The European Commission has taken a significant step in the ongoing effort to ensure fair trade practices by initiating an investigation into the possible circumvention of anti-dumping measures imposed on birch plywood imports originating in Russia.
As stated in previous posts, despite the EU’s sanctions imposed on the imports of Russian and Belarusian wood products, birch plywood and other wood products from those countries keep coming into the EU through third countries.
Initiating the investigation
Now, the European Commission announced on August 21, 2023, the new investigation, as outlined in Commission Implementing Regulation (EU) 2023/1649. The focus of the investigation is on imports of birch plywood consigned from Turkey and Kazakhstan, regardless of their declared origin, and the potential measures to tackle the circumvention.
The move follows a request filed on July 10, 2023, by the Woodstock Consortium, urging the Commission to investigate potential circumvention practices. The request points to a shift in trade patterns involving exports from Russia, Turkey, and Kazakhstan to the European Union (EU) subsequent to the imposition of existing anti-dumping measures. These measures are currently in place and were enforced by Implementing Regulation (EU) 2021/1930.
Changing trade patterns and concerns
The product under investigation encompasses plywood composed exclusively of wood sheets, each ply not exceeding 6 mm thickness, with outer plies of specified wood, including at least one outer ply of birch wood. This product, classified under CN code 4412 33 10, is being imported from Turkey and Kazakhstan, with concerns arising over potential circumvention practices.

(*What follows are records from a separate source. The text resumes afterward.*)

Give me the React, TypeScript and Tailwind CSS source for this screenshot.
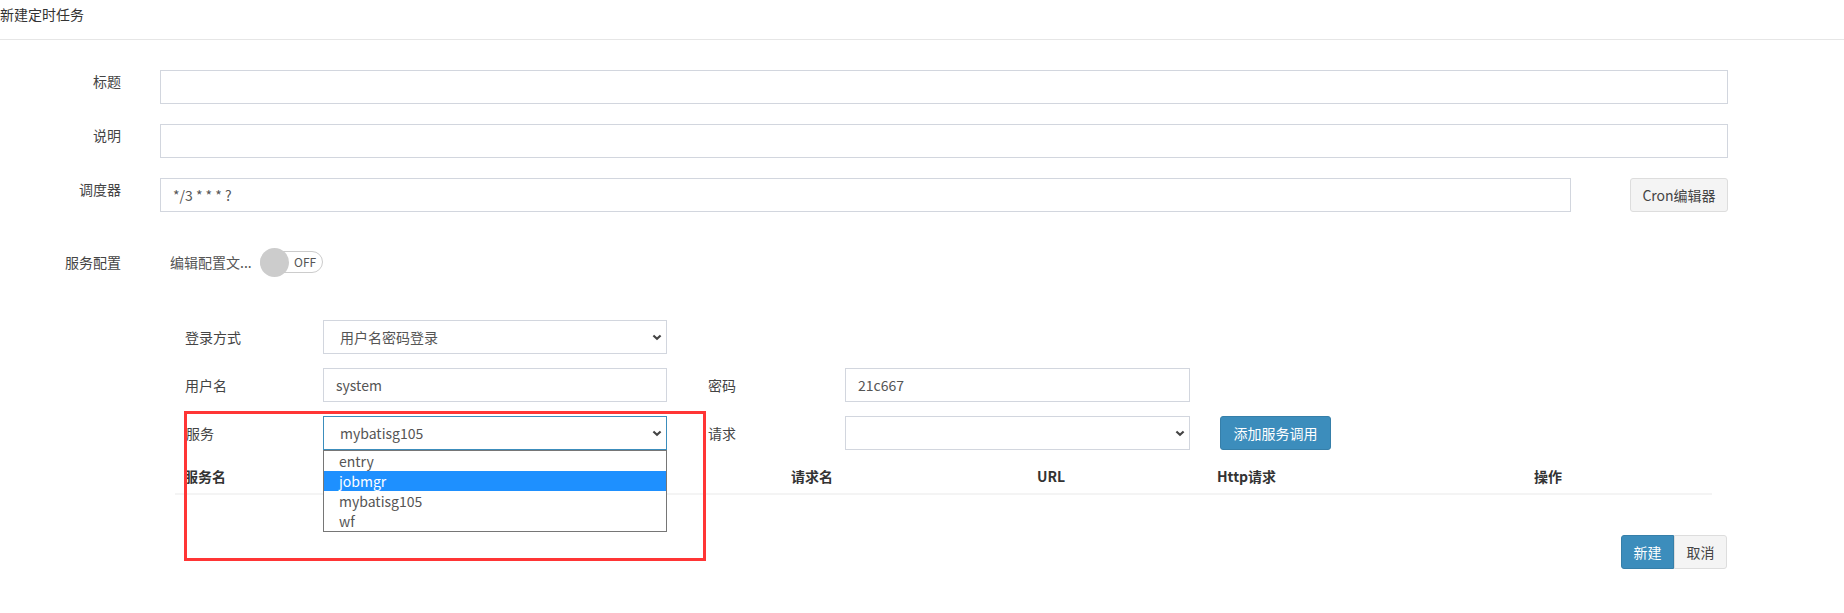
import React from "react";

function Chevron() {
  return (
    <svg width="10" height="7" viewBox="0 0 10 7" className="shrink-0">
      <path d="M1.4 1.4 L5 4.8 L8.6 1.4" fill="none" stroke="#444" strokeWidth="2.1" />
    </svg>
  );
}

function TextInput({ value, className }: { value?: string; className: string }) {
  return (
    <div className={`h-[34px] border border-[#d2d6de] bg-white flex items-center pl-[12px] text-[#555] ${className}`}>
      {value}
    </div>
  );
}

function Select({ value, className, focused }: { value?: string; className: string; focused?: boolean }) {
  return (
    <div
      className={`h-[34px] border ${focused ? "border-[#3c8dbc]" : "border-[#d2d6de]"} bg-white flex items-center justify-between pl-[16px] pr-[4px] text-[#555] ${className}`}
    >
      <span>{value}</span>
      <Chevron />
    </div>
  );
}

export default function App() {
  const options = ["entry", "jobmgr", "mybatisg105", "wf"];
  return (
    <div className="relative w-[1844px] h-[613px] bg-white text-[14px] leading-[20px] text-[#444] font-['Microsoft_YaHei','Noto_Sans_CJK_SC',sans-serif] overflow-hidden">
      {/* header */}
      <div className="h-[40px] border-b border-[#e6e6e6] pt-[4px] text-[#333]">新建定时任务</div>

      {/* main form */}
      <div className="pt-[30px]">
        <div className="flex items-start h-[34px]">
          <div className="w-[121px] text-right pt-[1px]">标题</div>
          <TextInput className="ml-[39px] w-[1568px]" />
        </div>
        <div className="flex items-start h-[34px] mt-[20px]">
          <div className="w-[121px] text-right pt-[1px]">说明</div>
          <TextInput className="ml-[39px] w-[1568px]" />
        </div>
        <div className="flex items-start h-[34px] mt-[20px]">
          <div className="w-[121px] text-right pt-[1px]">调度器</div>
          <TextInput className="ml-[39px] w-[1411px]" value="*/3 * * * ?" />
          <button className="ml-[59px] w-[98px] h-[34px] rounded-[3px] border border-[#ddd] bg-[#f4f4f4] text-[#444]">
            Cron编辑器
          </button>
        </div>

        {/* service config */}
        <div className="flex items-center h-[29px] mt-[35px]">
          <div className="w-[121px] text-right">服务配置</div>
          <div className="ml-[49px] w-[80px] whitespace-nowrap text-[#555]">编辑配置文...</div>
          <div className="ml-[10px] relative w-[63px] h-[22px] rounded-full border border-[#ccc] bg-white flex items-center">
            <div className="absolute left-[-1px] top-[-4px] w-[29px] h-[29px] rounded-full bg-[#ccc]" />
            <span className="ml-[33px] text-[12px] text-[#555] leading-[16px]">OFF</span>
          </div>
        </div>

        {/* login section */}
        <div className="mt-[44px] pl-[175px]">
          <div className="flex items-center h-[34px]">
            <div className="w-[148px] pl-[10px]">登录方式</div>
            <Select className="w-[344px]" value="用户名密码登录" />
          </div>
          <div className="flex items-center h-[34px] mt-[14px]">
            <div className="w-[148px] pl-[10px]">用户名</div>
            <TextInput className="w-[344px]" value="system" />
            <div className="ml-[41px] w-[137px]">密码</div>
            <TextInput className="w-[345px]" value="21c667" />
          </div>
          <div className="flex items-center h-[34px] mt-[14px]">
            <div className="w-[148px] pl-[11px]">服务</div>
            <div className="relative w-[344px]">
              <Select className="w-[344px]" value="mybatisg105" focused />
              <div className="absolute left-0 top-[34px] w-[344px] z-10 border border-[#767676] bg-white text-[#555]">
                {options.map((o) => (
                  <div
                    key={o}
                    className={`h-[20px] leading-[20px] pl-[15px] ${o === "jobmgr" ? "bg-[#1e90ff] text-white" : ""}`}
                  >
                    {o}
                  </div>
                ))}
              </div>
            </div>
            <div className="ml-[41px] w-[137px]">请求</div>
            <Select className="w-[345px]" />
            <button className="ml-[30px] w-[111px] h-[34px] rounded-[3px] border border-[#367fa9] bg-[#3c8dbc] text-white">
              添加服务调用
            </button>
          </div>

          {/* table header */}
          <div className="mt-[16px] w-[1537px] grid grid-cols-[607px_246px_180px_317px_1fr] pb-[7px] border-b-2 border-[#f4f4f4] font-bold text-[#333]">
            <div className="pl-[9px]">服务名</div>
            <div className="pl-[9px]">请求名</div>
            <div className="pl-[9px]">URL</div>
            <div className="pl-[9px]">Http请求</div>
            <div className="pl-[9px]">操作</div>
          </div>
        </div>

        {/* actions */}
        <div className="flex justify-end pr-[117px] mt-[40px]">
          <button className="w-[53px] h-[34px] rounded-l-[3px] border border-[#367fa9] bg-[#3c8dbc] text-white">新建</button>
          <button className="w-[53px] h-[34px] rounded-r-[3px] border border-[#ddd] bg-[#f4f4f4] text-[#444]">取消</button>
        </div>
      </div>

      {/* red annotation box */}
      <div className="absolute left-[184px] top-[411px] w-[522px] h-[150px] border-[3px] border-[#ff3535] pointer-events-none" />
    </div>
  );
}
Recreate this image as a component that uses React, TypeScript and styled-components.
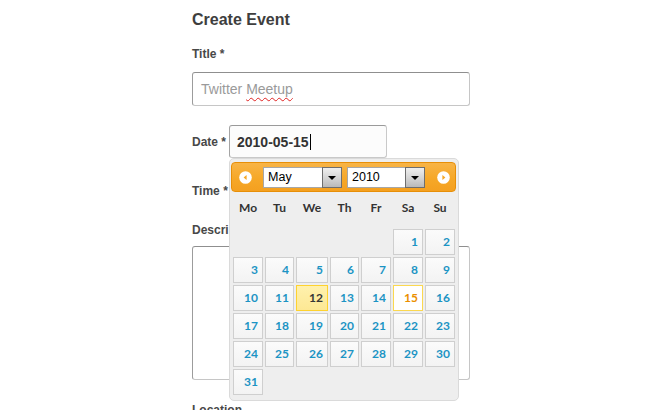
import React from "react";
import styled, { createGlobalStyle } from "styled-components";

const Global = createGlobalStyle`
  html, body { margin: 0; padding: 0; background: #ffffff; }
  body { font-family: "Liberation Sans", Arial, sans-serif; }
`;

const Page = styled.div`
  padding: 10px 0 0 192px;
  height: 400px;
  overflow: hidden;
`;

const Form = styled.div`
  width: 278px;
  display: flex;
  flex-direction: column;
`;

const Heading = styled.h2`
  margin: 0;
  font-size: 16px;
  line-height: 19px;
  font-weight: bold;
  color: #3e3e3e;
`;

const Label = styled.div<{ $mt: number }>`
  margin-top: ${(p) => p.$mt}px;
  font-size: 12px;
  line-height: 15px;
  font-weight: bold;
  color: #484848;
  white-space: nowrap;
`;

const TextBox = styled.div<{ $mt: number }>`
  margin-top: ${(p) => p.$mt}px;
  box-sizing: border-box;
  width: 278px;
  height: 34px;
  border: 1px solid #c6c6c6;
  border-top-color: #8f8f8f;
  border-left-color: #9c9c9c;
  border-radius: 3px;
  padding-left: 8px;
  display: flex;
  align-items: center;
  font-size: 14px;
  color: #9a9a9a;
  background: #fff;
`;

const Misspelled = styled.span`
  text-decoration: underline wavy #e02424;
  text-decoration-thickness: 1px;
  text-underline-offset: 3px;
`;

const DateRow = styled.div`
  margin-top: 19px;
  display: flex;
  align-items: flex-start;
  position: relative;
  z-index: 2;
`;

const DateLabel = styled(Label)`
  margin-right: 3px;
`;

const DateWrap = styled.div`
  position: relative;
`;

const DateInput = styled.div`
  box-sizing: border-box;
  width: 158px;
  height: 33px;
  border: 1px solid #c9c9c9;
  border-top-color: #9a9a9a;
  border-left-color: #a4a4a4;
  border-radius: 3px;
  padding-left: 7px;
  display: flex;
  align-items: center;
  font-size: 14px;
  font-weight: bold;
  color: #333;
  background: #fcfcfc;
`;

const Caret = styled.span`
  display: inline-block;
  width: 1px;
  height: 16px;
  margin-left: 1px;
  background: #000;
`;

const TextArea = styled.div`
  margin-top: 8px;
  box-sizing: border-box;
  width: 278px;
  height: 134px;
  border: 1px solid #c6c6c6;
  border-top-color: #8f8f8f;
  border-left-color: #9c9c9c;
  border-radius: 3px;
  background: #fff;
`;

/* ---------- datepicker ---------- */

const Popup = styled.div`
  position: absolute;
  top: 100%;
  left: 0;
  box-sizing: border-box;
  width: 230px;
  padding: 3px 2px 5px 1px;
  background: #eeeeee;
  border: 1px solid #dadada;
  border-radius: 5px;
  font-family: Lato, "Open Sans", sans-serif;
`;

const Header = styled.div`
  box-sizing: border-box;
  width: 225px;
  height: 30px;
  border: 1px solid #e78f08;
  border-radius: 4px;
  background: linear-gradient(#f8b446, #f6a828 55%, #f4a020);
  display: flex;
  align-items: center;
  padding-left: 7px;
`;

const NavIcon = styled.svg<{ $ml: number }>`
  display: block;
  width: 13px;
  height: 13px;
  margin-left: ${(p) => p.$ml}px;
  flex: none;
`;

const Select = styled.div<{ $w: number; $ml: number }>`
  position: relative;
  box-sizing: border-box;
  width: ${(p) => p.$w}px;
  height: 21px;
  margin-left: ${(p) => p.$ml}px;
  background: #fff;
  border: 1px solid #a7a7a7;
  font-family: "Liberation Sans", Arial, sans-serif;
  font-size: 12.5px;
  line-height: 19px;
  padding-left: 4px;
  color: #000;
`;

const SelectButton = styled.div`
  position: absolute;
  top: -1px;
  right: -1px;
  box-sizing: border-box;
  width: 20px;
  height: 21px;
  border: 1px solid #6e6e6e;
  background: linear-gradient(#efefef, #d6d6d6 50%, #b9b9b9);
  display: flex;
  align-items: center;
  justify-content: center;
`;

const Arrow = styled.span`
  width: 0;
  height: 0;
  border-left: 4px solid transparent;
  border-right: 4px solid transparent;
  border-top: 4px solid #000;
  margin-top: 1px;
`;

const cols = "30px 29px 32px 29px 30px 30px 30px";

const WeekRow = styled.div`
  display: grid;
  grid-template-columns: ${cols};
  column-gap: 2px;
  margin: 7px 0 0 2px;
  height: 18px;
`;

const WeekDay = styled.div`
  text-align: center;
  font-size: 12px;
  font-weight: bold;
  line-height: 18px;
  color: #333;
`;

const DayGrid = styled.div`
  display: grid;
  grid-template-columns: ${cols};
  grid-auto-rows: 26px;
  gap: 2px;
  margin: 12px 0 0 2px;
`;

type DayKind = "default" | "today" | "active";

const Day = styled.div<{ $kind: DayKind; $col?: number }>`
  box-sizing: border-box;
  grid-column: ${(p) => (p.$col ? `${p.$col}` : "auto")};
  border: 1px solid
    ${(p) => (p.$kind === "today" ? "#fed22f" : p.$kind === "active" ? "#fbd850" : "#cfcfcf")};
  background: ${(p) =>
    p.$kind === "today"
      ? "linear-gradient(#fff1ad, #fde894)"
      : p.$kind === "active"
      ? "#ffffff"
      : "linear-gradient(#fbfbfb, #f3f3f3)"};
  color: ${(p) => (p.$kind === "today" ? "#363636" : p.$kind === "active" ? "#eb8f00" : "#1c94c4")};
  font-size: 12px;
  font-weight: bold;
  line-height: 24px;
  text-align: right;
  padding-right: 4px;
`;

const PrevIcon = ({ ml }: { ml: number }) => (
  <NavIcon $ml={ml} viewBox="0 0 13 13">
    <circle cx="6.5" cy="6.5" r="6.3" fill="#fff" />
    <polygon points="7.6,3.9 4.6,6.5 7.6,9.1" fill="#f6a828" />
  </NavIcon>
);

const NextIcon = ({ ml }: { ml: number }) => (
  <NavIcon $ml={ml} viewBox="0 0 13 13">
    <circle cx="6.5" cy="6.5" r="6.3" fill="#fff" />
    <polygon points="5.4,3.9 8.4,6.5 5.4,9.1" fill="#f6a828" />
  </NavIcon>
);

const weekDays = ["Mo", "Tu", "We", "Th", "Fr", "Sa", "Su"];
const days = Array.from({ length: 31 }, (_, i) => i + 1);

const Datepicker = () => (
  <Popup>
    <Header>
      <PrevIcon ml={0} />
      <Select $w={79} $ml={11}>
        May
        <SelectButton>
          <Arrow />
        </SelectButton>
      </Select>
      <Select $w={78} $ml={5}>
        2010
        <SelectButton>
          <Arrow />
        </SelectButton>
      </Select>
      <NextIcon ml={12} />
    </Header>
    <WeekRow>
      {weekDays.map((d) => (
        <WeekDay key={d}>{d}</WeekDay>
      ))}
    </WeekRow>
    <DayGrid>
      {days.map((d) => (
        <Day
          key={d}
          $col={d === 1 ? 6 : undefined}
          $kind={d === 12 ? "today" : d === 15 ? "active" : "default"}
        >
          {d}
        </Day>
      ))}
    </DayGrid>
  </Popup>
);

export default function App() {
  return (
    <>
      <Global />
      <Page>
        <Form>
          <Heading>Create Event</Heading>
          <Label $mt={18}>Title *</Label>
          <TextBox $mt={10}>
            Twitter&nbsp;<Misspelled>Meetup</Misspelled>
          </TextBox>
          <DateRow>
            <DateLabel $mt={10}>Date *</DateLabel>
            <DateWrap>
              <DateInput>
                2010-05-15
                <Caret />
              </DateInput>
              <Datepicker />
            </DateWrap>
          </DateRow>
          <Label $mt={26}>Time *</Label>
          <Label $mt={24}>Description</Label>
          <TextArea />
          <Label $mt={23}>Location</Label>
        </Form>
      </Page>
    </>
  );
}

Evidence presented in the request for investigation suggests that changes in trade patterns have been observed since the imposition of anti-dumping measures. These changes seem to stem from practices lacking sufficient economic justification or cause other than evading the anti-dumping duty. Notably, the practice of consigning the product concerned via Turkey and Kazakhstan to the EU has raised red flags.
Furthermore, the evidence indicates that the importation of birch plywood from Turkey and Kazakhstan is undermining the intended effects of the existing anti-dumping measures. There has been a notable increase in the volume of the product under investigation entering the EU market, potentially leading to injurious prices.
The investigation also raises concerns about the dumping of prices of the product under investigation compared to the previously established normal value for the product concerned. This indicates a potential distortion in trade dynamics that could have far-reaching economic consequences.
The Commission’s response
To address these concerns, the European Commission has taken several steps, including initiating an investigation according to Article 13(3) of Regulation (EU) 2016/1036 and requiring imports of the product under investigation to be subject to registration according to Article 14(5) of the same regulation. Interested parties, including producers, importers, and associations, are encouraged to provide their perspectives and evidence within the set timeframes to examine the situation comprehensively.
The investigation is set to conclude within nine months of the date of entry into force of the regulation. The findings will have implications for trade practices and anti-dumping measures in the region, potentially shaping trade relationships with the countries involved.
The European Commission emphasizes its commitment to upholding fair trade practices and protecting domestic industries from unfair competition, making this investigation a pivotal step in achieving these objectives. As the investigation progresses, it will be important for all stakeholders to closely follow the developments and provide necessary information to ensure a thorough and accurate assessment of the situation.